[Stored rows]

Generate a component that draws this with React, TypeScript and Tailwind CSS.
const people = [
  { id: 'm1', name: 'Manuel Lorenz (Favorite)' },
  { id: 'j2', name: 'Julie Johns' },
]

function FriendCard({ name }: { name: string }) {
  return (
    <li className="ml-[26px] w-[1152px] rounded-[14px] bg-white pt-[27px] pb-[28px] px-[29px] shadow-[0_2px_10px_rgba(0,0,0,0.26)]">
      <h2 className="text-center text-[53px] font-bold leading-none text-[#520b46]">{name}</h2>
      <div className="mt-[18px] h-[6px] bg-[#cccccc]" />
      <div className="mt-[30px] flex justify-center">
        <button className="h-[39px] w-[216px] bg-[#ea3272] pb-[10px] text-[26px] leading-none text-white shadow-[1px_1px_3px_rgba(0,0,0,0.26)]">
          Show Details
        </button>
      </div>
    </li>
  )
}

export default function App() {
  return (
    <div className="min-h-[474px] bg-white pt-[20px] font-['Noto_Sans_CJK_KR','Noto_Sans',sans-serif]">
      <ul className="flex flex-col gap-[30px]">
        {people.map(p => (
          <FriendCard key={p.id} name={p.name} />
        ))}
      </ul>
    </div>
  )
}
...
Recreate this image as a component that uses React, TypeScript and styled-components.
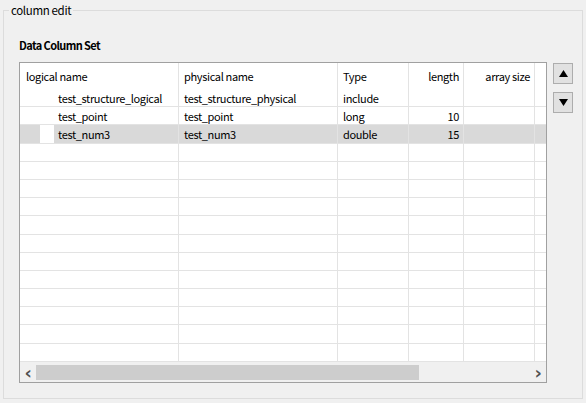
--
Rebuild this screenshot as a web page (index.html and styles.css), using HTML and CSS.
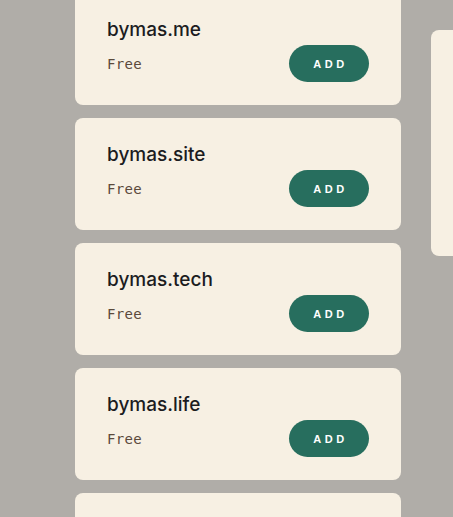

[Brief]
Extract every line that has the string "React" in it.

[Completed exercise]
Generate a component that draws this with React, TypeScript and Tailwind CSS.
Recreate this image as a component that uses React, TypeScript and styled-components.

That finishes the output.